Integrals, oh yeah

1. Feb 26, 2005

ziddy83

integrals, oh yeah......

hey whats up,
Ok so....i am having a little bit of a problem on solving the following integral...

$$\int_{0}^{12} 50 + 14 sin\frac{\pi t}{12} dt$$

would i use....trig substitution or by parts?.... :uhh: yeah...i need some help..thanks.

2. Feb 26, 2005

dextercioby

No,need for part integration,a simple,obvious substitution would do it.Pay attention to the change of limits (of integration).

Daniel.

3. Feb 26, 2005

ziddy83

wait maybe i dont see it....would i let u= sin pi t/12? and then get du......?

Last edited: Feb 26, 2005
4. Feb 26, 2005

Jameson

The $$\int (a + b) = \int a + \int b$$

So the only thing that seems tricky is the second part.

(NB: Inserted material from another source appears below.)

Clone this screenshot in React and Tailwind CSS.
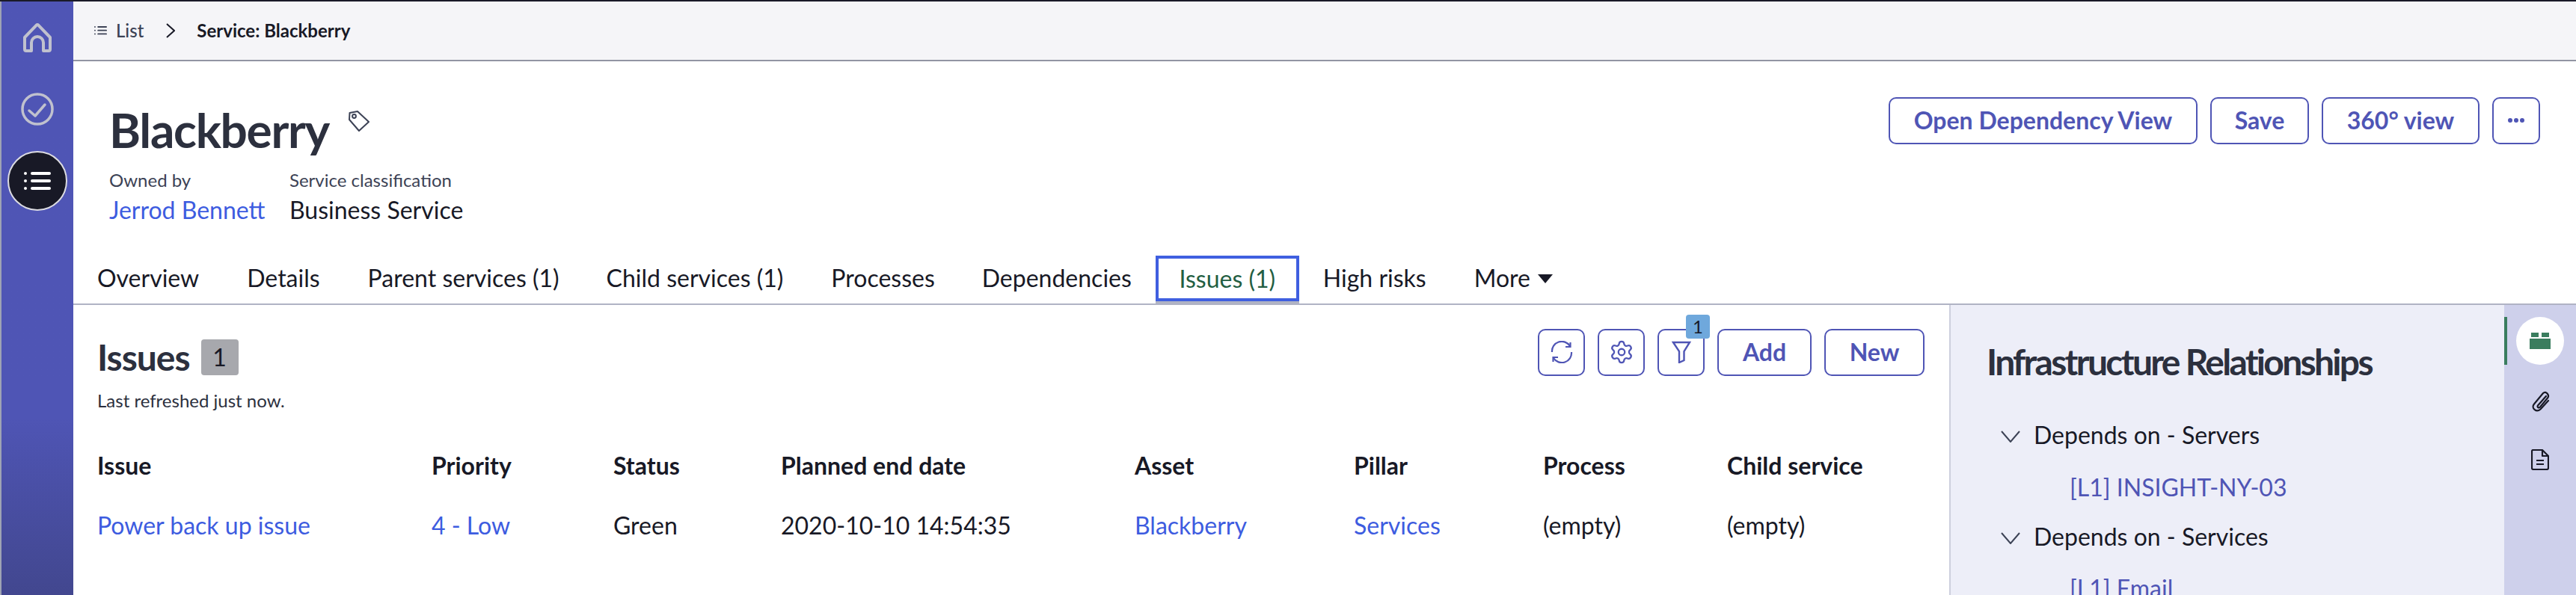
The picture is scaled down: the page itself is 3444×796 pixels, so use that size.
import { Settings } from "lucide-react";

const FONT = "font-['Lato','Liberation_Sans',sans-serif]";

const tabs = [
  { label: "Overview", className: "ml-[32px]" },
  { label: "Details", className: "ml-[64px]" },
  { label: "Parent services (1)", className: "ml-[64px]" },
  { label: "Child services (1)", className: "ml-[63px]" },
  { label: "Processes", className: "ml-[64px]" },
  { label: "Dependencies", className: "ml-[63px]" },
];

const columns = ["Issue", "Priority", "Status", "Planned end date", "Asset", "Pillar", "Process", "Child service"];

function ListGlyph({ className, size = 34 }) {
  return (
    <svg viewBox="0 0 36 24" width={size} height={(size * 24) / 36} className={className} fill="currentColor">
      <circle cx="2" cy="2" r="2" />
      <circle cx="2" cy="12" r="2" />
      <circle cx="2" cy="22" r="2" />
      <rect x="9" y="0" width="27" height="4" rx="2" />
      <rect x="9" y="10" width="27" height="4" rx="2" />
      <rect x="9" y="20" width="27" height="4" rx="2" />
    </svg>
  );
}

function Sidebar() {
  return (
    <aside className="flex w-[98px] shrink-0 flex-col items-center border-l-[2px] border-[#9ea3b4] bg-gradient-to-b from-[#4f55b5] via-[#4f55b5] via-70% to-[#42478f]">
      <svg viewBox="0 0 40 40" className="mt-[28px] h-[40px] w-[40px] text-[#c0c1ce]" fill="none" stroke="currentColor" strokeWidth="4" strokeLinejoin="round">
        <path d="M3 20 L18.5 3.8 Q20 2.5 21.5 3.8 L37 20 V36 Q37 38 35 38 H28 V27 A8 8 0 0 0 12 27 V38 H5 Q3 38 3 36 Z" />
      </svg>
      <svg viewBox="0 0 44 44" className="mt-[54px] h-[44px] w-[44px] text-[#c0c1ce]" fill="none" stroke="currentColor" strokeWidth="3.5" strokeLinecap="round" strokeLinejoin="round">
        <circle cx="22" cy="22" r="20" />
        <path d="M11 24 L19 31 L32 16" />
      </svg>
      <div className="mt-[34px] flex h-[80px] w-[80px] items-center justify-center rounded-full border-[2px] border-[#dcdce2] bg-[#181926] text-white">
        <ListGlyph size={36} />
      </div>
    </aside>
  );
}

function OutlineButton({ children, className = "" }) {
  return (
    <button className={`flex h-[63px] items-center justify-center rounded-[10px] border-[2.5px] border-[#4f55b5] bg-white pb-[2px] text-[32px] font-bold text-[#4f55b5] ${className}`}>
      {children}
    </button>
  );
}

function Header() {
  return (
    <div className="flex h-[242px] shrink-0 items-start justify-between bg-white">
      <div className="pl-[48px] pt-[54px]">
        <div className="flex items-start">
          <h1 className="text-[64px] leading-[76px] font-bold tracking-[-1.3px] text-[#2c303e]">Blackberry</h1>
          <svg viewBox="0 0 28 28" className="ml-[26px] mt-[12px] h-[28px] w-[28px] text-[#3c4255]" fill="none" stroke="currentColor" strokeWidth="2" strokeLinejoin="round">
            <path d="M1.5 3 L12 1 L27 15 L14 27 L1 12 Z" />
            <circle cx="7.5" cy="7.5" r="2.4" />
          </svg>
        </div>
        <div className="mt-[14px] flex">
          <div className="w-[241px]">
            <div className="text-[24px] leading-[30px] text-[#3c4255]">Owned by</div>
            <div className="mt-[4px] text-[32px] leading-[42px] text-[#3d5ce0]">Jerrod Bennett</div>
          </div>
          <div>
            <div className="text-[24px] leading-[30px] text-[#3c4255]">Service classification</div>
            <div className="mt-[4px] text-[32px] leading-[42px] text-[#181926]">Business Service</div>
          </div>
        </div>
      </div>
      <div className="mr-[48px] mt-[48px] flex gap-[17px]">
        <OutlineButton className="w-[413px]">Open Dependency View</OutlineButton>
        <OutlineButton className="w-[132px]">Save</OutlineButton>
        <OutlineButton className="w-[211px]">360° view</OutlineButton>
        <OutlineButton className="w-[64px]">
          <svg viewBox="0 0 24 8" className="h-[8px] w-[24px]" fill="currentColor">
            <circle cx="4" cy="4" r="3" />
            <circle cx="12" cy="4" r="3" />
            <circle cx="20" cy="4" r="3" />
          </svg>
        </OutlineButton>
      </div>
    </div>
  );
}

function TabBar() {
  return (
    <div className="flex h-[84px] shrink-0 items-start border-b-[2px] border-[#b0b3c4] bg-white text-[32px] text-[#181926]">
      {tabs.map((tab) => (
        <div key={tab.label} className={`mt-[18px] leading-[60px] ${tab.className}`}>
          {tab.label}
        </div>
      ))}
      <div className="ml-[32px] flex h-[82px] flex-col">
        <div className="mt-[18px] flex h-[61px] w-[192px] items-center justify-center border-[4px] border-[#3f5fe0] text-[#235e42]">Issues (1)</div>
        <div className="h-[3px] bg-[#b0b3c4]" />
      </div>
      <div className="ml-[32px] mt-[18px] leading-[60px]">High risks</div>
      <div className="ml-[64px] mt-[18px] flex items-center leading-[60px]">
        More
        <svg viewBox="0 0 20 12" className="ml-[10px] mt-[2px] h-[12px] w-[20px]" fill="currentColor">
          <path d="M0 0 H20 L10 12 Z" />
        </svg>
      </div>
    </div>
  );
}

function IconButton({ children, badge }) {
  return (
    <div className="relative">
      <OutlineButton className="w-[63px]">{children}</OutlineButton>
      {badge && (
        <span className="absolute -right-[7px] -top-[19px] flex h-[32px] w-[32px] items-center justify-center rounded-[4px] bg-[#6fa8dc] text-[24px] leading-none font-normal text-[#181926]">
          {badge}
        </span>
      )}
    </div>
  );
}

function IssuesPanel() {
  return (
    <section className="w-[2508px] shrink-0 bg-white px-[32px]">
      <div className="flex items-start justify-between">
        <div className="pt-[46px]">
          <div className="flex items-center">
            <h2 className="text-[48px] leading-[48px] font-bold tracking-[-1px] text-[#2c303e]">Issues</h2>
            <span className="ml-[15px] flex h-[48px] w-[50px] items-center justify-center rounded-[4px] bg-[#a7a8ad] text-[32px] text-[#181926]">1</span>
          </div>
          <p className="mt-[19px] text-[24px] leading-[30px] text-[#2c303e]">Last refreshed just now.</p>
        </div>
        <div className="mr-[1px] mt-[32px] flex gap-[17px]">
          <IconButton>
            <svg viewBox="0 0 30 30" className="h-[30px] w-[30px]" fill="none" stroke="currentColor" strokeWidth="2.2">
              <path d="M26 7 A13 13 0 0 0 2 15" />
              <path d="M4 23 A13 13 0 0 0 28 15" />
              <path d="M20 8 L26.5 8 L26.5 2" strokeLinejoin="miter" />
              <path d="M10 22 L3.5 22 L3.5 28" strokeLinejoin="miter" />
            </svg>
          </IconButton>
          <IconButton>
            <Settings size={34} strokeWidth={1.6} />
          </IconButton>
          <IconButton badge="1">
            <svg viewBox="0 0 26 30" className="h-[30px] w-[26px]" fill="none" stroke="currentColor" strokeWidth="2.4">
              <path d="M2 2 H24 L16.5 14 V26 L10 29 V14 Z" />
            </svg>
          </IconButton>
          <OutlineButton className="w-[126px]">Add</OutlineButton>
          <OutlineButton className="w-[134px]">New</OutlineButton>
        </div>
      </div>
      <div className="mt-[52px] grid grid-cols-[447px_243px_224px_473px_293px_253px_246px_1fr] items-center text-[32px]">
        {columns.map((col) => (
          <div key={col} className="h-[80px] leading-[40px] font-bold text-[#181926]">
            {col}
          </div>
        ))}
        <div className="leading-[40px] text-[#3d5ce0]">Power back up issue</div>
        <div className="leading-[40px] text-[#3d5ce0]">4 - Low</div>
        <div className="leading-[40px] text-[#181926]">Green</div>
        <div className="leading-[40px] text-[#181926]">2020-10-10 14:54:35</div>
        <div className="leading-[40px] text-[#3d5ce0]">Blackberry</div>
        <div className="leading-[40px] text-[#3d5ce0]">Services</div>
        <div className="leading-[40px] text-[#181926]">(empty)</div>
        <div className="leading-[40px] text-[#181926]">(empty)</div>
      </div>
    </section>
  );
}

function Chevron() {
  return (
    <svg viewBox="0 0 26 16" className="mr-[18px] mt-[4px] h-[16px] w-[26px] text-[#3c4255]" fill="none" stroke="currentColor" strokeWidth="2">
      <path d="M1 1 L13 15 L25 1" />
    </svg>
  );
}

function RelationshipsPanel() {
  return (
    <section className="flex min-w-0 flex-1 flex-col border-l-[2px] border-[#cdcfdd] bg-[#edeef8] pl-[48px] pt-[48px]">
      <h2 className="text-[48px] leading-[56px] font-bold tracking-[-2.7px] text-[#2c303e]">Infrastructure Relationships</h2>
      <div className="mt-[50px] pl-[19px] text-[32px] text-[#181926]">
        <div className="flex items-center leading-[40px]">
          <Chevron />
          Depends on - Servers
        </div>
        <div className="ml-[92px] mt-[30px] leading-[40px] text-[#4f55b5]">[L1] INSIGHT-NY-03</div>
        <div className="mt-[26px] flex items-center leading-[40px]">
          <Chevron />
          Depends on - Services
        </div>
        <div className="ml-[92px] mt-[29px] leading-[40px] text-[#4f55b5]">[L1] Email</div>
      </div>
    </section>
  );
}

function Rail() {
  return (
    <aside className="flex w-[96px] shrink-0 flex-col items-center bg-[#ced0eb] pt-[16px]">
      <div className="relative flex h-[64px] w-[64px] items-center justify-center rounded-full bg-white">
        <span className="absolute -left-[16px] top-0 h-[64px] w-[4px] bg-[#3a7d5e]" />
        <svg viewBox="0 0 28 22" className="h-[22px] w-[28px]" fill="#3a7d5e">
          <rect x="2" y="0" width="10" height="6" />
          <rect x="16" y="0" width="10" height="6" />
          <rect x="0" y="8" width="28" height="14" />
        </svg>
      </div>
      <svg viewBox="0 0 26 30" className="mt-[33px] h-[30px] w-[26px] text-[#181926]" fill="none" stroke="currentColor" strokeWidth="2.2" strokeLinecap="round">
        <path d="M21 9 L10 21.5 C8.5 23.5 11 25.5 13 23.5 L23 11.5 C26 8 21 1 17 5 L5 19.5 C0.5 25 8 31.5 13.5 26.5 L24 15" />
      </svg>
      <svg viewBox="0 0 24 28" className="mt-[50px] h-[28px] w-[24px] text-[#181926]" fill="none" stroke="currentColor" strokeWidth="2.2" strokeLinejoin="round">
        <path d="M2.5 1 H15 L23 9 V25 Q23 27 21 27 H3 Q1 27 1 25 V3 Q1 1 2.5 1 Z" />
        <path d="M15 1 V9 H23" />
        <path d="M7 15 H17 M7 20 H17" />
      </svg>
    </aside>
  );
}

export default function App() {
  return (
    <div className={`flex h-[796px] w-[3444px] flex-col overflow-hidden bg-white ${FONT}`}>
      <div className="h-[2px] shrink-0 bg-[#1a1a28]" />
      <div className="flex min-h-0 flex-1">
        <Sidebar />
        <main className="flex min-w-0 flex-1 flex-col">
          <div className="flex h-[80px] shrink-0 items-center border-b-[2px] border-[#9295a3] bg-[#f5f5f8] pl-[28px] text-[24px]">
            <ListGlyph size={17} className="text-[#3c4255]" />
            <span className="ml-[12px] font-medium text-[#3c4255]">List</span>
            <svg viewBox="0 0 12 20" className="ml-[30px] h-[20px] w-[12px] text-[#181926]" fill="none" stroke="currentColor" strokeWidth="2">
              <path d="M1 1 L11 10 L1 19" />
            </svg>
            <span className="ml-[29px] font-bold text-[#181926]">Service: Blackberry</span>
          </div>
          <Header />
          <TabBar />
          <div className="flex min-h-0 flex-1 overflow-hidden">
            <IssuesPanel />
            <RelationshipsPanel />
            <Rail />
          </div>
        </main>
      </div>
    </div>
  );
}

Let $$u = \frac{\pi{t}}{12} , du = \frac{\pi}{12}$$

Set $$\frac{\pi}{12} = 14dx$$ and put the new integral in the form of

$$C*\int sin(u)du$$

5. Feb 26, 2005

BobG

You don't need any substitution. You have the following:

The second part is:

$$14 \int \sin (kt) dt$$

where $$k=\frac{\pi}{12}$$

The anti-derivative of sin kt is $$\frac{-\cos kt}{k}$$

6. Feb 26, 2005

Jameson

Or you could do it like that. Good point. :tongue2:

7. Feb 26, 2005

ziddy83

great...thanks a lot guys...i got the right answer for the problem. i just used the substitution of $$u = \frac{\pi{t}}{12}$$ and brought out all of the constants. Thanks again.